Floating point numbers (float) - numbers with decimal places, defined by the number and the decimal places after the dot. Floats have precision issues, and as such, are not recommended for use cases where precision is important (such as dealing with money, for example). For these cases, the usage of Decimal objects, from the decimal module, is recommended. Ex: 5.67, 99.99

Boolean - used to represent the concepts of true or false. Booleans can only be one of two values, represented by True and False Ex: True, False

Lists - used to represent sequences of values, allowing the user to store multiple values in a single entity. List items are defined inside square brackets. Ex: [“Joseph”, “Caroline”, “Adam”]

Tuples - tuples are also used to store sequences of values. The difference to lists is that tuples, after being defined, are immutable. Elements in a tuple are defined inside parenthesis. Ex: (“Beatles”, “Queen”, “Rush”)

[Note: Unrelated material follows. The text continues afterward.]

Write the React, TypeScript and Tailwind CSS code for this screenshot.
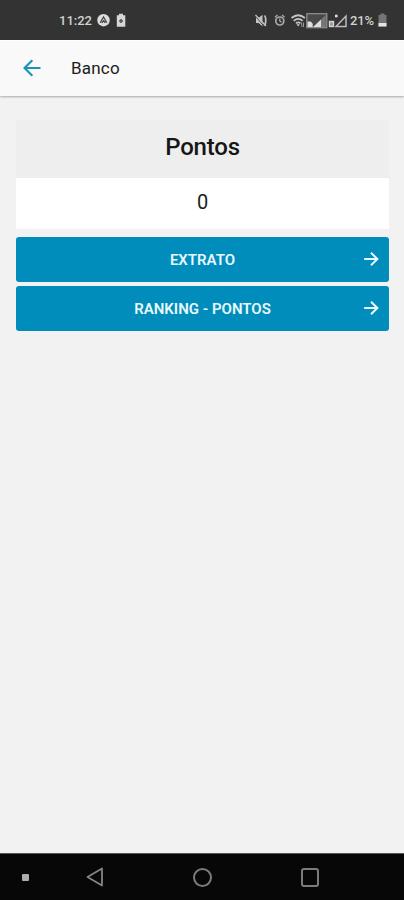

Set - sets are the third data type used to store sequences of values in a single variable. The unique thing about sets is that there are no duplicate values in it, with a set keeping only a single occurrence of a value. Its values are defined inside curly braces. Ex: {“Google”, “Apple”, “Microsoft”}

Dictionaries - Data structure used to store values in a key:value pair format. Ex: {“nome”: “Felipe”, “altura”: “174 cm”}

Below, we show how each of these data types can be defined and are shown in Python. The type function, as the name already shows, tells us the type of a certain value that is passed as a parameter:

>>> type("string example")
<class 'str'>
>>> type(3)
<class 'int'>
>>> type(4.44)
<class 'float'>
>>> type(True)
<class 'bool'>
>>> type(["Joseph", "Caroline", "Adam"])
<class 'list'>
>>> type(("Beatles", "Queen", "Rush"))
<class 'tuple'>
>>> type({"Google", "Apple", "Microsoft"})
<class 'set'>
>>> type({"name": "Felipe", "height": "174 cm"})
<class 'dict'>


With this, we finish this chapter. We saw a little bit of Python’s basic syntax, how to write comments in your code and the basic data types that Python allows you to use.